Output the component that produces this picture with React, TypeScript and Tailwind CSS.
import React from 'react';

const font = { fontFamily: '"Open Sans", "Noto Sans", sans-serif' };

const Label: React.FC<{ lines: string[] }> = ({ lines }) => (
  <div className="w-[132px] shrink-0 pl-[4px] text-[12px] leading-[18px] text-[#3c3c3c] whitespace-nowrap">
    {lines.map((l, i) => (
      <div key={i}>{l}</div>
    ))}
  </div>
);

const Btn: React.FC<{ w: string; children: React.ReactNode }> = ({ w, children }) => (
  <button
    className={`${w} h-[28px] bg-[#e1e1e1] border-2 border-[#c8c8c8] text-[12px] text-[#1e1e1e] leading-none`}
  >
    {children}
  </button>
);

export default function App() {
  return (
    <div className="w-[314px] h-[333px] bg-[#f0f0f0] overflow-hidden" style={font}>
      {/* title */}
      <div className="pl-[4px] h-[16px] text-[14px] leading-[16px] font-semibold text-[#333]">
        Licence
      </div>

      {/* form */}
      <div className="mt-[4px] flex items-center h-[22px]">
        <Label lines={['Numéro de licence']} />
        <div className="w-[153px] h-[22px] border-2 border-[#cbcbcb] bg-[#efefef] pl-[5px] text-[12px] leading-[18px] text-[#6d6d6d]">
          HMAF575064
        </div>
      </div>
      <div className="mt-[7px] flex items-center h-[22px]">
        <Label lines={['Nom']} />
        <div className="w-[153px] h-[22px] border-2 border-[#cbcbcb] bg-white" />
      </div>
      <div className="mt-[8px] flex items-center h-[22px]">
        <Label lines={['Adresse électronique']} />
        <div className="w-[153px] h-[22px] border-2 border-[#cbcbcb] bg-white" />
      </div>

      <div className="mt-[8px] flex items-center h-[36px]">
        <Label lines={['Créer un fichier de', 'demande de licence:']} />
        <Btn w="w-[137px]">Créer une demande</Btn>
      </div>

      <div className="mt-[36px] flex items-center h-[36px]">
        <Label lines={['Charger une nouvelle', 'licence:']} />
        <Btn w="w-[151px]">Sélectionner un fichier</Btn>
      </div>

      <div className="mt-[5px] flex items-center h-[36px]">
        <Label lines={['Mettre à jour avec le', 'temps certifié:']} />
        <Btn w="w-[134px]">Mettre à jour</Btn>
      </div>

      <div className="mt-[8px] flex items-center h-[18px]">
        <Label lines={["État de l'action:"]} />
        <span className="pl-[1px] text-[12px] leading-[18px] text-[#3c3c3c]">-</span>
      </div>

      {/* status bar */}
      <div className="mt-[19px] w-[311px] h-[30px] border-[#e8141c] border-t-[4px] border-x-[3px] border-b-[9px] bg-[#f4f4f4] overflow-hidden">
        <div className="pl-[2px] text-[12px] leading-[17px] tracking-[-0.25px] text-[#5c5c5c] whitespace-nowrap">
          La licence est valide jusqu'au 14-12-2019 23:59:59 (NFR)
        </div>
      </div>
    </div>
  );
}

==================================================

**PROMPT**: Copy the data above exactly. Every line must be included.

**WRITTEN ANSWER**:
Output the component that produces this picture with React, TypeScript and Tailwind CSS.
import React from 'react';

const font = { fontFamily: '"Open Sans", "Noto Sans", sans-serif' };

const Label: React.FC<{ lines: string[] }> = ({ lines }) => (
  <div className="w-[132px] shrink-0 pl-[4px] text-[12px] leading-[18px] text-[#3c3c3c] whitespace-nowrap">
    {lines.map((l, i) => (
      <div key={i}>{l}</div>
    ))}
  </div>
);

const Btn: React.FC<{ w: string; children: React.ReactNode }> = ({ w, children }) => (
  <button
    className={`${w} h-[28px] bg-[#e1e1e1] border-2 border-[#c8c8c8] text-[12px] text-[#1e1e1e] leading-none`}
  >
    {children}
  </button>
);

export default function App() {
  return (
    <div className="w-[314px] h-[333px] bg-[#f0f0f0] overflow-hidden" style={font}>
      {/* title */}
      <div className="pl-[4px] h-[16px] text-[14px] leading-[16px] font-semibold text-[#333]">
        Licence
      </div>

      {/* form */}
      <div className="mt-[4px] flex items-center h-[22px]">
        <Label lines={['Numéro de licence']} />
        <div className="w-[153px] h-[22px] border-2 border-[#cbcbcb] bg-[#efefef] pl-[5px] text-[12px] leading-[18px] text-[#6d6d6d]">
          HMAF575064
        </div>
      </div>
      <div className="mt-[7px] flex items-center h-[22px]">
        <Label lines={['Nom']} />
        <div className="w-[153px] h-[22px] border-2 border-[#cbcbcb] bg-white" />
      </div>
      <div className="mt-[8px] flex items-center h-[22px]">
        <Label lines={['Adresse électronique']} />
        <div className="w-[153px] h-[22px] border-2 border-[#cbcbcb] bg-white" />
      </div>

      <div className="mt-[8px] flex items-center h-[36px]">
        <Label lines={['Créer un fichier de', 'demande de licence:']} />
        <Btn w="w-[137px]">Créer une demande</Btn>
      </div>

      <div className="mt-[36px] flex items-center h-[36px]">
        <Label lines={['Charger une nouvelle', 'licence:']} />
        <Btn w="w-[151px]">Sélectionner un fichier</Btn>
      </div>

      <div className="mt-[5px] flex items-center h-[36px]">
        <Label lines={['Mettre à jour avec le', 'temps certifié:']} />
        <Btn w="w-[134px]">Mettre à jour</Btn>
      </div>

      <div className="mt-[8px] flex items-center h-[18px]">
        <Label lines={["État de l'action:"]} />
        <span className="pl-[1px] text-[12px] leading-[18px] text-[#3c3c3c]">-</span>
      </div>

      {/* status bar */}
      <div className="mt-[19px] w-[311px] h-[30px] border-[#e8141c] border-t-[4px] border-x-[3px] border-b-[9px] bg-[#f4f4f4] overflow-hidden">
        <div className="pl-[2px] text-[12px] leading-[17px] tracking-[-0.25px] text-[#5c5c5c] whitespace-nowrap">
          La licence est valide jusqu'au 14-12-2019 23:59:59 (NFR)
        </div>
      </div>
    </div>
  );
}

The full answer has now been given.